Daha sonra konuşan Prof. Dr. Haluk Selvi, Abdülhamid Han’ın padişahlık döneminde yapmış olduğu siyasetin öneminde dikkat çekerek, “Osmanlı Devleti’nde Abdülhamit Han’ın yaşadığı zor dönemlerde padişahlık yapan, yurt içi ve yurtdışında kendisine bu kadar muhalif olmasına rağmen ülkeyi belirli bir refah seviyesine ulaştırabilen başka padişah yoktur. Fatih Sultan Mehmet, Yavuz Sultan Selim, Kanuni Sultan Süleyman’ın ellerinde o kadar büyük bir güç vardı ki, daha fazla ilerleyecek, toprak elde edebilecek bir pozisyondaydılar. Ama Abdülhamid Han, Osmanlı’nın en güçsüz olduğu, düşmanlarının ise en güçlü olduğu bir dönemde 32 yıl boyunca ülkesini onlara karşı savunabilmiş, müdafaa edebilmiş ve muhalefeti de en iyi şekilde kontrol altında tutabilmiştir. Rakiplerini birbirine karşı kullanmada müthiş bir dahidir. Ülkesinde eğitimi, geleceği inşa etmede müthiş bir dahidir” ifadelerini kullandı.
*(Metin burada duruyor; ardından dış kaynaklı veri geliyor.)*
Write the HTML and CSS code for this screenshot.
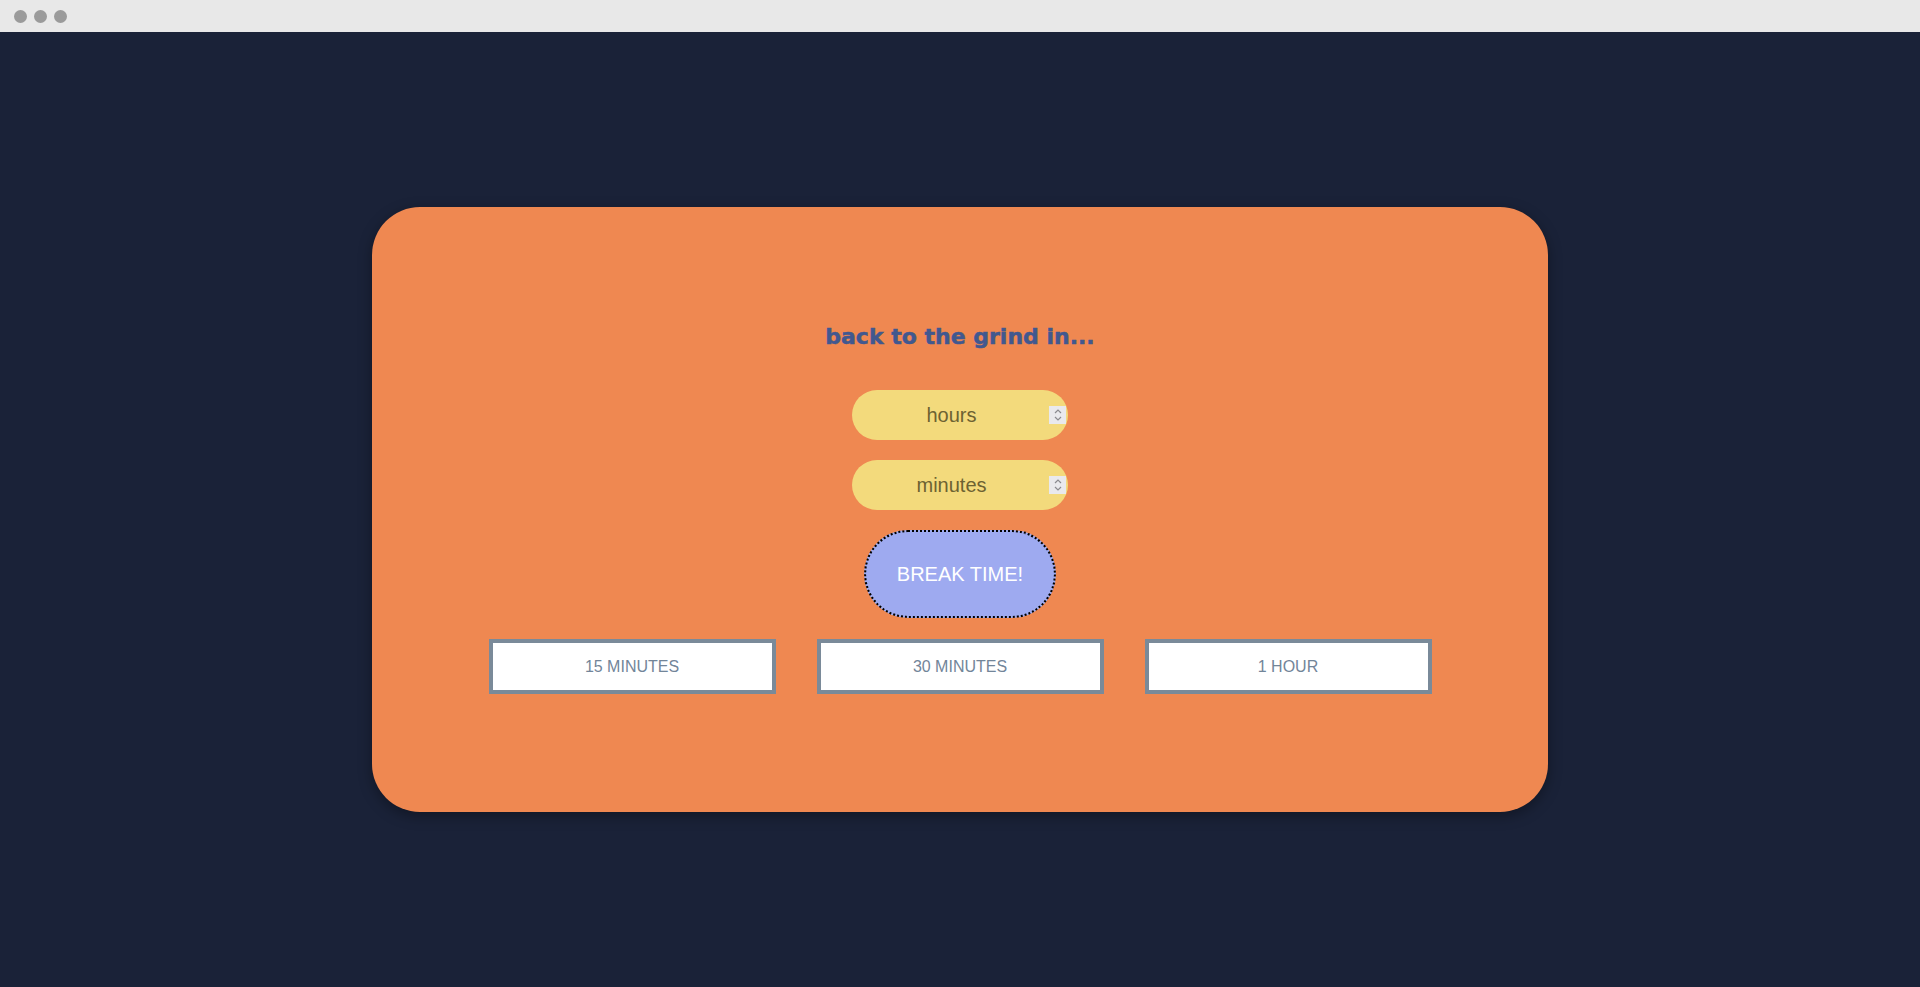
FILE: index.html
```html
<!DOCTYPE html>
<html lang="en">
<head>
<meta charset="utf-8">
<title>Break Timer</title>
<link rel="stylesheet" href="styles.css">
</head>
<body>
  <div class="window-bar">
    <span class="dot"></span><span class="dot"></span><span class="dot"></span>
  </div>
  <main class="stage">
    <section class="card">
      <h1 class="title">back to the grind in...</h1>
      <div class="field">
        <span class="field-text">hours</span>
        <span class="spinner">
          <svg width="10" height="14" viewBox="0 0 10 14"><path d="M2 5 L5 2 L8 5 M2 9 L5 12 L8 9" fill="none" stroke="#8b8b90" stroke-width="1.2"/></svg>
        </span>
      </div>
      <div class="field">
        <span class="field-text">minutes</span>
        <span class="spinner">
          <svg width="10" height="14" viewBox="0 0 10 14"><path d="M2 5 L5 2 L8 5 M2 9 L5 12 L8 9" fill="none" stroke="#8b8b90" stroke-width="1.2"/></svg>
        </span>
      </div>
      <button class="break-btn">BREAK TIME!</button>
      <div class="presets">
        <button class="preset">15 MINUTES</button>
        <button class="preset">30 MINUTES</button>
        <button class="preset">1 HOUR</button>
      </div>
    </section>
  </main>
</body>
</html>
```
FILE: styles.css
```css
* { box-sizing: border-box; }
html, body { margin: 0; padding: 0; }
body {
  background: #1a2238;
  font-family: "Liberation Sans", Arial, sans-serif;
  height: 987px;
  overflow: hidden;
}
.window-bar {
  height: 32px;
  background: #e8e8e8;
  display: flex;
  align-items: center;
  gap: 7px;
  padding-left: 14px;
}
.dot {
  width: 13px;
  height: 13px;
  border-radius: 50%;
  background: #9a9a9a;
}
.stage {
  height: 955px;
  display: flex;
  align-items: center;
  justify-content: center;
}
.card {
  width: 1176px;
  height: 605px;
  background: #ef8851;
  border-radius: 48px;
  box-shadow: 0 4px 14px rgba(0, 0, 0, 0.35);
  display: flex;
  flex-direction: column;
  align-items: center;
  justify-content: center;
  padding-bottom: 5px;
}
.title {
  margin: 2px 0 38px;
  height: 30px;
  line-height: 30px;
  font-family: "DejaVu Sans", sans-serif;
  font-weight: 700;
  font-size: 22px;
  color: #41588f;
  -webkit-text-stroke: 0.5px #41588f;
}
.field {
  width: 216px;
  height: 50px;
  border-radius: 25px;
  background: #f3da7c;
  display: flex;
  align-items: center;
  padding: 0 2px;
  margin-bottom: 20px;
}
.field-text {
  flex: 1;
  text-align: center;
  font-size: 20px;
  color: #6d6232;
}
.spinner {
  width: 17px;
  height: 18px;
  background: #e9e9ed;
  display: flex;
  align-items: center;
  justify-content: center;
}
.break-btn {
  width: 192px;
  height: 88px;
  border-radius: 44px;
  background: #9eaaf0;
  border: 2px dotted #000;
  color: #fff;
  font-family: "Liberation Sans", Arial, sans-serif;
  font-size: 20px;
  margin: 0 0 21px;
  padding: 0;
}
.presets {
  display: flex;
  gap: 41px;
}
.preset {
  width: 287px;
  height: 55px;
  background: #fff;
  border: 4px solid #7a8a99;
  color: #728599;
  font-family: "Liberation Sans", Arial, sans-serif;
  font-size: 16px;
  padding: 0;
}
```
Payitaht Abdülhamid dizisi oyuncusu Bahadır Yenişehirlioğlu, yanlış tarih öğretiminin yaşadığı dönemlerde yetiştiğini söyleyerek, “Hatırlıyorum, koşa koşa okuldan eve gelmiştim. Okulda gördüğüm her şeyi de annemle paylaşırdım. Anneme, okulda ne yaptığımızı sordu. ‘Kızıl Sultan’ı öğrendik’ dedim. Öğretmen Kızıl Sulatan diye birisinden bahsetmişti. Ama ben öğretmenime hayrandım. Kızıl Sultan’ı anlatırken, büyük bir kinle, hınçla anlattıklarını sınıfa empoze etmeye çalıyordu. Öğretmenimin yüzündeki hiddet annemin yüzünde belirdi ben anlatınca. ‘Otur’ dedi. Oturdum karşısına. ‘O sana Kızıl Sultan olarak tanıtılan şahsiyet senin deden. Öğretmeninle karşı karşıya gelmeni istemiyorum ama söylediklerim zihnine yerleşsin’ dedi. Tabi ki ben annemin tarafında oldum. O bizim atamız, o bizim dedemiz ve o çok büyük bir adam” dedi.
Konuşmaların ardından katılımcıların soruları. Yanıtlandı. Vatandaşların yoğun ilgi gösterdiği söyleşi, fotoğraf çekimi ile son buldu.